Voting is the commonest and most basic way of participating in a democracy, but far too many citizens do not exercise their right to vote, especially in the United States. In the 1988 and 1992 Presidential elections, the turnout of registered voters was only 50 and 55 per cent, respectively, and in the midterm Congressional elections in 1990 and 1994, it was only 33 and 36 per cent.
This is a serious problem for two reasons. One is democratic legitimacy: Can a government that has gained power in a low-turnout election really claim to be a representative government? For instance, some Americans questioned President Clinton’s mandate because he received only 43 per cent of the votes cast and because only 55 per cent of those registered to vote actually did so -- which meant that he received the support of fewer than 25 per cent of all eligible voters in 1992. The other, even more serious problem is that low turnout almost inevitably means that certain groups vote in greater numbers than other groups and hence gain disproportionate influence on the government and its policies.
The only way to solve these problems is to maximize turnout.
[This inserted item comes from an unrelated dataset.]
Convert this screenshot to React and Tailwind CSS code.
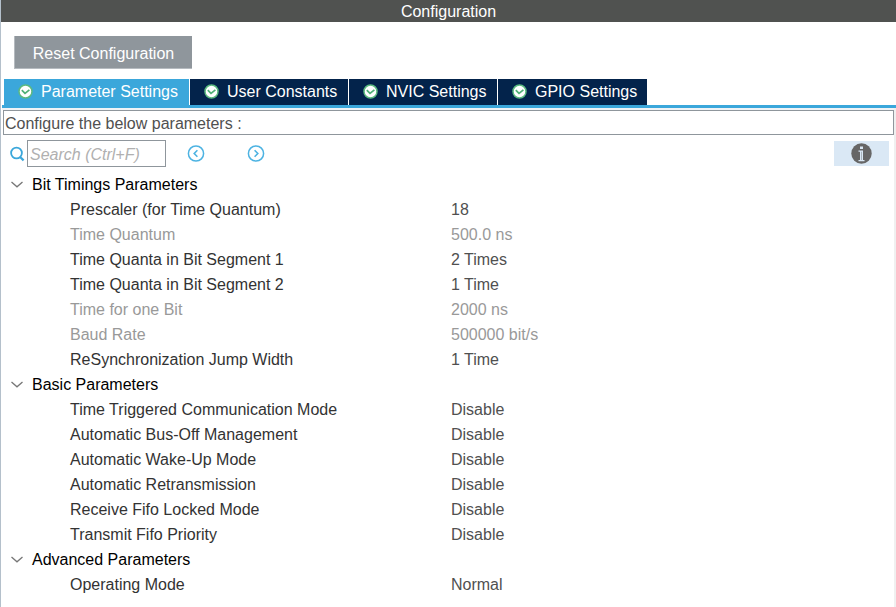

It may not be realistic to expect everyone to vote, but a turnout of, say, 90 per cent is a feasible goal, as the experience of quite a few democracies shows.
On the basis of studies ranging from the 1920s work of Harold F. Gosnell at the University of Chicago to the 1990s research of Robert W. Jackman of the University of California at Davis and Mark N. Franklin of the University of Houston, we know a great deal about the institutional mechanisms that can increase turnout. They include voter-friendly registration procedures; voting on the weekend instead of during the week; easy access to absentee ballots; proportional representation, with multiple lawmakers representing electoral districts instead of the current U.S. system of winner-takes-all elections; and scheduling as many elections as possible -- national, state, and local -- on the same day.
The evidence suggests that using all of these measures together can produce a voter turnout of around 90 per cent. But adopting all of them is a tall order. Only a handful of states have even managed to introduce the minor reform of allowing citizens to register to vote on the same day as the election.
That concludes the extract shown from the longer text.